Introduction¶
As a submodule of PaddlePaddle framework, PaddleSlim is an open-source library for deep model compression and architecture search. PaddleSlim supports current popular deep compression techniques such as pruning, quantization, and knowledge distillation. Further, it also automates the search of hyperparameters and the design of lightweight deep architectures. In the future, we will develop more practically useful compression techniques for industrial-level applications and transfer these techniques to models in NLP.
Methods¶
- Pruning
- Uniform pruning
- Sensitivity-based pruning
- Automated model pruning
- Quantization
- Training-aware quantization: Quantize models with hyperparameters dynamically estimated from small batches of samples.
- Training-aware quantization: Quantize models with the same hyperparameters estimated from training data.
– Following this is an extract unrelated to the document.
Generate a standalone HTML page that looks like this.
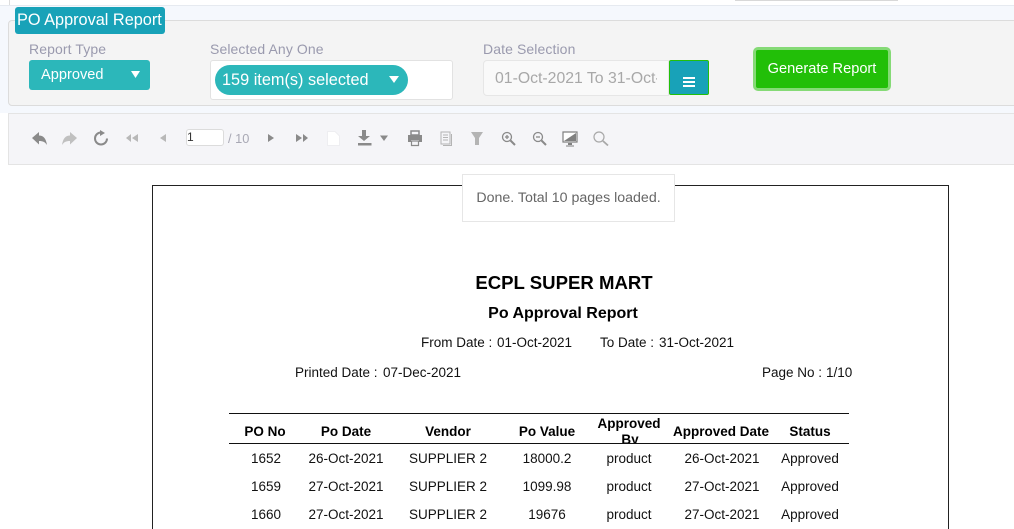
<!DOCTYPE html>
<html><head><meta charset="utf-8">
<style>
html,body{margin:0;padding:0;width:1014px;height:529px;overflow:hidden;background:#fff}
body{position:relative;font-family:"Liberation Sans",sans-serif}
.a{position:absolute;white-space:nowrap;box-sizing:border-box}
.c{transform:translateX(-50%)}
.lab{font-size:14px;color:#9a9aae;top:41px;line-height:16px;letter-spacing:.1px}
.r{font-size:13.5px;color:#111;line-height:16px}
.h{font-size:13.5px;color:#000;font-weight:bold;line-height:16px}
svg{position:absolute;overflow:visible}
</style></head><body>
<div class="a" style="left:0;top:5px;width:1014px;height:108px;background:#f5f8fd;border-top:1px solid #e6eaf0"></div>
<div class="a" style="left:9px;top:0;width:1px;height:5px;background:#ddd"></div>
<div class="a" style="left:735px;top:0;width:163px;height:1px;background:#d8d8d8"></div>
<div class="a" style="left:8px;top:20px;width:1010px;height:86px;background:#f4f4f4;border:1px solid #dcdcdc;border-radius:4px"></div>
<div class="a" style="left:15px;top:7px;width:150px;height:27px;background:#18a2b8;border-radius:3px;color:#fff;font-size:16.300px;line-height:27px;padding-left:2px">PO Approval Report</div>

<div class="a lab" style="left:29px">Report Type</div>
<div class="a" style="left:29px;top:60px;width:121px;height:30px;background:#2cb7ba;border-radius:3px;color:#fff;font-size:14.600px;line-height:31px;padding-left:12px">Approved</div>
<svg style="left:131px;top:71px" width="9" height="7"><path d="M0 0H9L4.500 7Z" fill="#fff"/></svg>

<div class="a lab" style="left:210px">Selected Any One</div>
<div class="a" style="left:210px;top:60px;width:243px;height:40px;background:#fff;border:1px solid #e2e2e2;border-radius:3px"></div>
<div class="a" style="left:215px;top:65px;width:193px;height:30px;background:#2cb7ba;border-radius:15px;color:#fff;font-size:16.300px;line-height:30px;padding-left:7px">159 item(s) selected</div>
<svg style="left:389px;top:76px" width="10" height="7"><path d="M0 0H10L5 7Z" fill="#fff"/></svg>

<div class="a lab" style="left:483px">Date Selection</div>
<div class="a" style="left:483px;top:60px;width:186px;height:36px;background:#f9f9f9;border:1px solid #e6e6e6;border-radius:4px 0 0 4px;color:#a8a8a8;font-size:15.800px;line-height:35px;padding-left:11px;overflow:hidden"><span style="display:block;width:162px;overflow:hidden">01-Oct-2021 To 31-Oct-2021</span></div>
<div class="a" style="left:669px;top:60px;width:40px;height:35px;background:#18a2b8;border:1px solid #22c00a;border-radius:2px"></div>
<div class="a" style="left:683px;top:77px;width:12px;height:2px;background:#fff"></div>
<div class="a" style="left:683px;top:81px;width:12px;height:2px;background:#fff"></div>
<div class="a" style="left:683px;top:85px;width:12px;height:2px;background:#fff"></div>

<div class="a" style="left:753px;top:47px;width:138px;height:44px;background:#22bf08;border:3px solid #85da76;border-radius:5px;color:#fff;font-size:14.600px;line-height:39px;text-align:center">Generate Report</div>

<div class="a" style="left:8px;top:113px;width:1010px;height:52px;background:#f5f5f8;border:1px solid #e4e4e4;border-right:0"></div>

<!-- toolbar icons -->
<svg style="left:0;top:0" width="1014" height="165">
<g fill="#8a8a8a">
<path d="M32 138L39 132V135.500C43 135.500 46 138 47 145C45 142 43 141 39 141V144.500Z"/>
<path fill="#c0c0c0" d="M77 138L70 132V135.500C66 135.500 63 138 62 145C64 142 66 141 70 141V144.500Z"/>
<path d="M101 132.500A6 6 0 1 0 107 138.500" fill="none" stroke="#8a8a8a" stroke-width="2"/>
<path d="M100 130V136L105 133Z"/>
<path fill="#b8b8b8" d="M126 138L131 134V142ZM132 138L138 134V142Z"/>
<path fill="#b8b8b8" d="M160 138L166 134V142Z"/>
<path d="M274 138L268 134V142Z"/>
<path d="M302 138L296 134V142ZM308 138L303 134V142Z"/>
<path d="M362 130H366V136H370L364 141L358 136H362ZM358 143H371.500V145.500H358Z"/>
<path d="M380 135.500H388L384 141Z"/>
</g>
<path d="M327.500 131.500H335L339.500 136V145.500H327.500Z" fill="#fff" stroke="#eeeef1" stroke-width="1"/>
<g fill="#8a8a8a">
<path d="M411 131H419V135H411Z" fill="none" stroke="#8a8a8a" stroke-width="1.500"/>
<path d="M408 135H422V142H419V140H411V142H408Z"/>
<path d="M411.500 141H418.500V145.500H411.500Z" fill="none" stroke="#8a8a8a" stroke-width="1.200"/>
</g>
<g fill="none" stroke="#b4b4b4" stroke-width="1">
<path d="M441 132H450V144H441Z"/><path d="M443 135H448M443 137.500H448M443 140H448"/><path d="M451.500 134V145.500H443"/>
</g>
<path d="M471 132H483L479 138V145H475V138Z" fill="#b4b4b4"/>
<g fill="none" stroke="#8a8a8a">
<circle cx="507" cy="137" r="4.500" stroke-width="1.300"/><path d="M505 137H509M507 135V139" stroke-width="1.300"/><path d="M510.500 140.500L515 145" stroke-width="2"/>
<circle cx="538" cy="137" r="4.500" stroke-width="1.300"/><path d="M536 137H540" stroke-width="1.300"/><path d="M541.500 140.500L546 145" stroke-width="2"/>
<circle cx="599" cy="137" r="5" stroke="#a8a8a8" stroke-width="1.200"/><path d="M603 141L608 145.500" stroke="#a8a8a8" stroke-width="1.800"/>
</g>
<path d="M563 132H577V142H563Z" fill="#fff" stroke="#808080" stroke-width="1.200"/>
<path d="M564 141L576 133V141Z" fill="#808080"/>
<path d="M568 145H572V143H568ZM566 145.500H574V146.500H566Z" fill="#808080"/>
</svg>
<div class="a" style="left:186px;top:129px;width:38px;height:17px;background:#fff;border:1px solid #dcdcdc;border-radius:3px;font-size:12px;line-height:15px;color:#333;padding-left:0">1</div>
<div class="a" style="left:228px;top:131px;font-size:12.800px;line-height:16px;color:#a8a8b4">/ 10</div>

<!-- report -->
<div class="a" style="left:152px;top:185px;width:797px;height:360px;border:1px solid #222;background:#fff"></div>
<div class="a" style="left:462px;top:174px;width:213px;height:48px;background:#fff;border:1px solid #e6e6e6;color:#666;font-size:14.200px;line-height:46px;text-align:center">Done. Total 10 pages loaded.</div>

<div class="a c" style="left:564px;top:272px;font-size:18.600px;font-weight:bold;line-height:21px;color:#000">ECPL SUPER MART</div>
<div class="a c" style="left:563px;top:304px;font-size:16px;font-weight:bold;line-height:19px;color:#000">Po Approval Report</div>
<div class="a r" style="left:421px;top:335px">From Date :</div>
<div class="a r" style="left:497px;top:335px">01-Oct-2021</div>
<div class="a r" style="left:600px;top:335px">To Date :</div>
<div class="a r" style="left:659px;top:335px">31-Oct-2021</div>
<div class="a r" style="left:295px;top:365px">Printed Date :</div>
<div class="a r" style="left:383px;top:365px">07-Dec-2021</div>
<div class="a r" style="left:762px;top:365px">Page No :</div>
<div class="a r" style="left:826px;top:365px">1/10</div>

<div class="a" style="left:229px;top:413px;width:620px;height:1px;background:#111"></div>
<div class="a" style="left:229px;top:443px;width:620px;height:1px;background:#111"></div>
<div class="a c h" style="left:265px;top:424px">PO No</div>
<div class="a c h" style="left:346px;top:424px">Po Date</div>
<div class="a c h" style="left:448px;top:424px">Vendor</div>
<div class="a c h" style="left:547px;top:424px">Po Value</div>
<div class="a c h" style="left:629px;top:416px">Approved</div>
<div class="a" style="left:600px;top:432px;width:60px;height:11px;overflow:hidden;text-align:center;font-size:13.500px;font-weight:bold;line-height:16px;color:#000">By</div>
<div class="a c h" style="left:721px;top:424px">Approved Date</div>
<div class="a c h" style="left:810px;top:424px">Status</div>

<div class="a c r" style="left:266px;top:451px">1652</div>
<div class="a c r" style="left:346px;top:451px">26-Oct-2021</div>
<div class="a c r" style="left:448px;top:451px">SUPPLIER 2</div>
<div class="a c r" style="left:547px;top:451px">18000.2</div>
<div class="a c r" style="left:629px;top:451px">product</div>
<div class="a c r" style="left:722px;top:451px">26-Oct-2021</div>
<div class="a c r" style="left:810px;top:451px">Approved</div>

<div class="a c r" style="left:266px;top:479px">1659</div>
<div class="a c r" style="left:346px;top:479px">27-Oct-2021</div>
<div class="a c r" style="left:448px;top:479px">SUPPLIER 2</div>
<div class="a c r" style="left:547px;top:479px">1099.98</div>
<div class="a c r" style="left:629px;top:479px">product</div>
<div class="a c r" style="left:722px;top:479px">27-Oct-2021</div>
<div class="a c r" style="left:810px;top:479px">Approved</div>

<div class="a c r" style="left:266px;top:507px">1660</div>
<div class="a c r" style="left:346px;top:507px">27-Oct-2021</div>
<div class="a c r" style="left:448px;top:507px">SUPPLIER 2</div>
<div class="a c r" style="left:547px;top:507px">19676</div>
<div class="a c r" style="left:629px;top:507px">product</div>
<div class="a c r" style="left:722px;top:507px">27-Oct-2021</div>
<div class="a c r" style="left:810px;top:507px">Approved</div>
</body></html>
- Support global quantization of weights and Channel-Wise quantization
- Knowledge Distillation
- Single-process knowledge distillation
- Multi-process distributed knowledge distillation
- Network Architecture Search(NAS)
- Simulated Annealing (SA)-based lightweight network architecture search method.(Light-NAS)
- One-Shot network structure automatic search. (One-Shot-NAS)
- PaddleSlim supports FLOPs and latency constrained search.
- PaddleSlim supports the latency estimation on different hardware and platforms.